Find the string "screenshot" in the listing and report every line that has it.

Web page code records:
— Start —

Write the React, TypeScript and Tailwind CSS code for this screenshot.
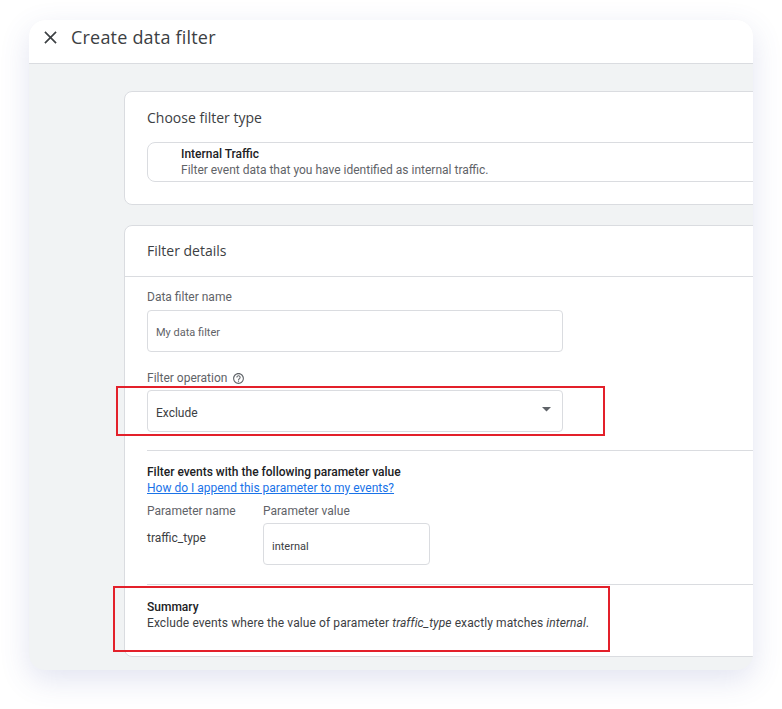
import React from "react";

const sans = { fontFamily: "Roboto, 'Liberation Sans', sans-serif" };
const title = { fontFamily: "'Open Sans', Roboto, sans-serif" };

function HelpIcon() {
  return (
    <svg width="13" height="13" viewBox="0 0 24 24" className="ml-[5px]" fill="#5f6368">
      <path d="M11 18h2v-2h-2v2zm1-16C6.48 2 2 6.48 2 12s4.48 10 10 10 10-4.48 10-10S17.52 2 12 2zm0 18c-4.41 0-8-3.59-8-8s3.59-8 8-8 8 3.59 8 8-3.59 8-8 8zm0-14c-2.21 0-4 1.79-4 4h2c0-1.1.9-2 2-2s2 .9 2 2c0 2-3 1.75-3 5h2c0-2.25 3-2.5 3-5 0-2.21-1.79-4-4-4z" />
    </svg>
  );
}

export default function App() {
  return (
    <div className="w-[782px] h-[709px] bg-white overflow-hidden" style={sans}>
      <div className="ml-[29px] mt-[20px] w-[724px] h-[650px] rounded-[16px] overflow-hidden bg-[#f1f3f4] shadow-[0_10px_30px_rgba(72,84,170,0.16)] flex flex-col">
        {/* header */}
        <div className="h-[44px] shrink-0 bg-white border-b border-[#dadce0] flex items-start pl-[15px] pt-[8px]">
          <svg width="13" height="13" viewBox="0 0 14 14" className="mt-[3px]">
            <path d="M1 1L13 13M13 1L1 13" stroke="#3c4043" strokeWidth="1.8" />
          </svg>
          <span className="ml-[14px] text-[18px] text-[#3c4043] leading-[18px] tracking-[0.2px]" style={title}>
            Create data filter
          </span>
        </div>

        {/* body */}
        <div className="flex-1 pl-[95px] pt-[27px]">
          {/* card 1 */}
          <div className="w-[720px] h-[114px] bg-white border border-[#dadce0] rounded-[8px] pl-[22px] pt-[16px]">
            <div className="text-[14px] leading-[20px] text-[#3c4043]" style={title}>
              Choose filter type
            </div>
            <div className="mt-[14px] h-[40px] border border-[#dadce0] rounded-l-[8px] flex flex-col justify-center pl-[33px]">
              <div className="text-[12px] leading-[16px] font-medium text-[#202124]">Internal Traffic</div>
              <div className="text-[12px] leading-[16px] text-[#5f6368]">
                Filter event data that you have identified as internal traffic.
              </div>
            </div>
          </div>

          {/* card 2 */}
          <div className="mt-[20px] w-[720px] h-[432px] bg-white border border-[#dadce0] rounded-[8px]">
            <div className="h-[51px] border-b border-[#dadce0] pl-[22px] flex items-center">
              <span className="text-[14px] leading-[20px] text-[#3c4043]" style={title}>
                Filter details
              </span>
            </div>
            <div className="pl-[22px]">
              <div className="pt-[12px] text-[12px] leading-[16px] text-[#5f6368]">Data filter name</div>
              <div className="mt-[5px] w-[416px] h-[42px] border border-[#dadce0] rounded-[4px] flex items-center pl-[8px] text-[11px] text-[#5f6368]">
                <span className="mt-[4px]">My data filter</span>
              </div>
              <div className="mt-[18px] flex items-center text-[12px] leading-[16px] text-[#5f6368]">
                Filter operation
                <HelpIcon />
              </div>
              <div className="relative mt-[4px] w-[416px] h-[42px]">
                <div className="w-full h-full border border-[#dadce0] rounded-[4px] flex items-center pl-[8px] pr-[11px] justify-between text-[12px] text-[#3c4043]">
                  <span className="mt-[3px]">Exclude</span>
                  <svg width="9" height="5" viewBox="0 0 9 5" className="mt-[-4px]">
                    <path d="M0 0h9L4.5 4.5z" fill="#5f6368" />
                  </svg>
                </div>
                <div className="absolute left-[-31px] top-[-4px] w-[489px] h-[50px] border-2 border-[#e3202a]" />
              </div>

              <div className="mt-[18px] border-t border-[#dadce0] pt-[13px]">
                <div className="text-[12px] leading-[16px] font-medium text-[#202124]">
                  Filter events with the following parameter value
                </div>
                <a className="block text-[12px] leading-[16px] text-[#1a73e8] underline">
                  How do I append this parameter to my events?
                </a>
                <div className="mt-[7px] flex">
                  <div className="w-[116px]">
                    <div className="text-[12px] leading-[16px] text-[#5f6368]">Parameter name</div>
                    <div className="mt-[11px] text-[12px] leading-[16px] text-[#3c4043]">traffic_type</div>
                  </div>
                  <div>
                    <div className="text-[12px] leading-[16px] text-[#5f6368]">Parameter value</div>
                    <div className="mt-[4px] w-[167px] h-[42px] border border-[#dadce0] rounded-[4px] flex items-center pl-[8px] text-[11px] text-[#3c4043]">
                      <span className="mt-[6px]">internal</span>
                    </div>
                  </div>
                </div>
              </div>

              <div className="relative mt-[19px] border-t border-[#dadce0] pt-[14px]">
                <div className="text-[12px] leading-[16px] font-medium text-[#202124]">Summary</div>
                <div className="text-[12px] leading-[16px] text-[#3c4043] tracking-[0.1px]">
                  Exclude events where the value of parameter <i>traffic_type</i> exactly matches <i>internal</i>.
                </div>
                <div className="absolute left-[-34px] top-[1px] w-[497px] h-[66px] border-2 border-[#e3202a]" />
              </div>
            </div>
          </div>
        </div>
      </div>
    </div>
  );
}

— End —
— Start —

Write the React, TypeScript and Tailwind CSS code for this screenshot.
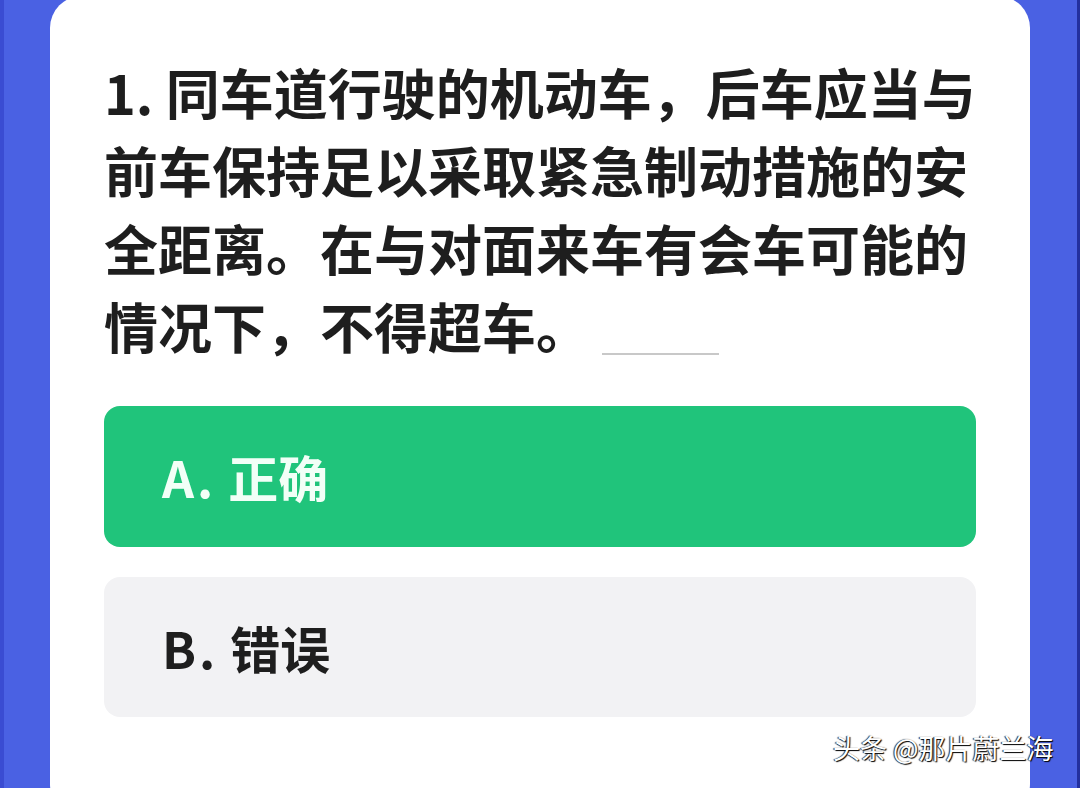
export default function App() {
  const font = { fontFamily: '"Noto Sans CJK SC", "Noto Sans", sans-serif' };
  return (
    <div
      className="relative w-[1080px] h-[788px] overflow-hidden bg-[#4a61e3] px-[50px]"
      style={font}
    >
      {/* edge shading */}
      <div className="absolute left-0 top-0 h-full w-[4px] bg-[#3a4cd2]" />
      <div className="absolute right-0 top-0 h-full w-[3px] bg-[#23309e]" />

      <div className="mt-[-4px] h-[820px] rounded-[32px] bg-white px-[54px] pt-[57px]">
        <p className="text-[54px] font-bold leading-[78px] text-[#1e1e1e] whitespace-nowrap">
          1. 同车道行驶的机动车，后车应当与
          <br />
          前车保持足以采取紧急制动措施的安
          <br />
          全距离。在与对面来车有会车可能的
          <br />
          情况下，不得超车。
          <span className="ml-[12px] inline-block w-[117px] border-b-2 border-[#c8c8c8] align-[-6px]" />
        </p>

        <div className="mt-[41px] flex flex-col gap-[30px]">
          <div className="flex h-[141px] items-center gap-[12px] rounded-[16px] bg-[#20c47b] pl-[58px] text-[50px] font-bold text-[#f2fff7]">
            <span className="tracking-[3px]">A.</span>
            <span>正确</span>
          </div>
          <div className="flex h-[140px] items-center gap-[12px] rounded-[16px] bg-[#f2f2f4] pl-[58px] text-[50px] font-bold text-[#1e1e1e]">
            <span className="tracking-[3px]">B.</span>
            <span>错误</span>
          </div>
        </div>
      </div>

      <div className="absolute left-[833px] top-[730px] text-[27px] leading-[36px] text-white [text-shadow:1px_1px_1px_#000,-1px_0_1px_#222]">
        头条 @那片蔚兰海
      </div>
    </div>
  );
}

— End —
— Start —

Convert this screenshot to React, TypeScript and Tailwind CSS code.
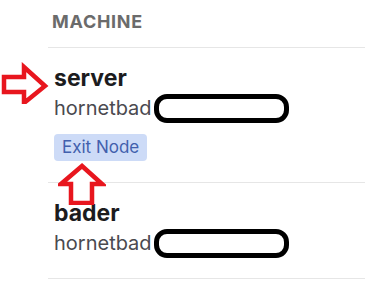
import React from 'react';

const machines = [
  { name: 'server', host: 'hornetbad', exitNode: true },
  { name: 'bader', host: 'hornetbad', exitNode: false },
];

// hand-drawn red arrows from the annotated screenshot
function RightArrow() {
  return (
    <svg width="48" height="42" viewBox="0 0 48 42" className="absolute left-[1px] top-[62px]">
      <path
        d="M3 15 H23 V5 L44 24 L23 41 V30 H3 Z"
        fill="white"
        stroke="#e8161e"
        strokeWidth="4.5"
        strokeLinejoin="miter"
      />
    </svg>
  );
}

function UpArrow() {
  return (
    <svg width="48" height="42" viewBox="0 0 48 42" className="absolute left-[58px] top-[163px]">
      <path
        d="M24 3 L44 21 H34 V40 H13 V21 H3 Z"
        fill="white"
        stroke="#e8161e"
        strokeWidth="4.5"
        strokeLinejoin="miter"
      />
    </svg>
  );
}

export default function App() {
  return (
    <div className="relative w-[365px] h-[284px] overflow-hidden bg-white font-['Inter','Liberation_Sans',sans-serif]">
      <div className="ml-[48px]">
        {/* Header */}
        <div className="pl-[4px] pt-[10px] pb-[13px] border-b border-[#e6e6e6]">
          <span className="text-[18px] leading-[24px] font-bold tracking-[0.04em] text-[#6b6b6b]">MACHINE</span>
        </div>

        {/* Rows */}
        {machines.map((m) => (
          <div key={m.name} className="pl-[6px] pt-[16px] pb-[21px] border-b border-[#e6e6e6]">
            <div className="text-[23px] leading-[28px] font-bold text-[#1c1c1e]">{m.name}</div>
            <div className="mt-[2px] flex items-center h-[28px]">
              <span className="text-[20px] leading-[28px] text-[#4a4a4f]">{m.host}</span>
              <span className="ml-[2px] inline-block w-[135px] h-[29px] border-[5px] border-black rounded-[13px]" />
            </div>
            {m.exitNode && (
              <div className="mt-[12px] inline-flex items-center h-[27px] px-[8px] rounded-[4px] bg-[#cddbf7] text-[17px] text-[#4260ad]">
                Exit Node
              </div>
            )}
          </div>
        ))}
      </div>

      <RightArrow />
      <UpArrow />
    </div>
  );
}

— End —

**Answer to this task**
Write the React, TypeScript and Tailwind CSS code for this screenshot.
Write the React, TypeScript and Tailwind CSS code for this screenshot.
Convert this screenshot to React, TypeScript and Tailwind CSS code.
// hand-drawn red arrows from the annotated screenshot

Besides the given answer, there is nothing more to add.